Looking across at the Gwylan islands where me and Geth would have kayaked in May to see the puffins, and realising that they’ll be leaving now, having hatched their chicks, and be on their way back to the open sea. And I feel a loss, a real sense of having missed something.
I stop at the shingle beach at Trefor, the hedgerow is bursting with Meadowsweet and Wild Carrot, and there are Yellow Horned-poppies on the beach, and Sea Sandwort. I always think of Derek Jarman’s garden when I’m on a shingle beach.
It’s my first overnight stay away from home since early March…. and so it takes a lot more thinking about and planning, including my self-catering needs. But it is done, and I am ready for kayaking in the morning.
21 July 2020 – At Four Mile Bridge, slipping into the Cymyran Estuary with Geth, my suggestion to come here, to visit the island like I’d wanted. It’s a good high tide and we put on just at the peak, so we can explore the edges of this watery place, getting to parts that aren’t accessible very often. The water is so shallow we can see the sand and plants beneath our boats. There’s Eelgrass and Samphire, so close we can pick it and nibble the salty stems.
In the shallow water we only have to get out of our kayaks to walk once… and we both laugh about this.
Me and Geth pick up our conversation with a four month gap, but I find it hard to talk about future plans, and try to simply concentrate on our time here today. Being in the salt marsh is special. Is enough.
We make our way to ‘the island’, Ynys Las.
I first came here in September 2018 with Geth, and immediately loved it, the profuse lichens, the rose hips…. everything about it is lovely. I’ve since returned in 2019, in May, July, September and November; different weather, tide, seasons – each time I write about the nature here and always say, ‘I love it here.’ And today is no different.
There is reassurance that things are the same, continuing easily without me, or anyone, visiting or observing them. Nature continuing regardless.
Time to leave the island, and we make our way out of the estuary, easily gliding with the ebb, and return to Borthwen along the rocky shore. Geth is keen to explore some creeks, and we find live cowries there, a first for us both – it’s unusual to see them grazing above water.
There is plenty to see here, and we both enjoy exploring these rocky shore communities as we approach low water.
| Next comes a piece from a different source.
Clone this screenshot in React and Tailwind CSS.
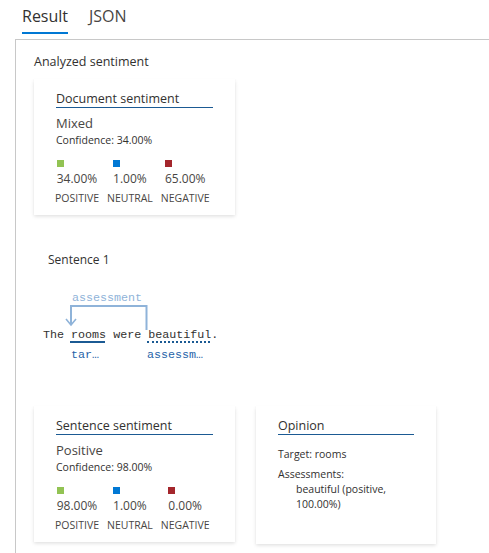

I should be feeling more enthusiastic, but I’m not feeling well.
And actually my planned out three day kayaking trip ends at this point after just one day on the water, as I have come down with a stomach bug. I return home to Liverpool early. After I wash my kit I notice some of the sand has returned with me too, looking like an estuary after the tide has left, in our bath.
In the deepest depths of lockdown, though, I’d dreamt of a day on the salt marsh and a sit on Ynys Las. And now I have returned. Taking my cautious steps into a new world, that is the same, but now completely different.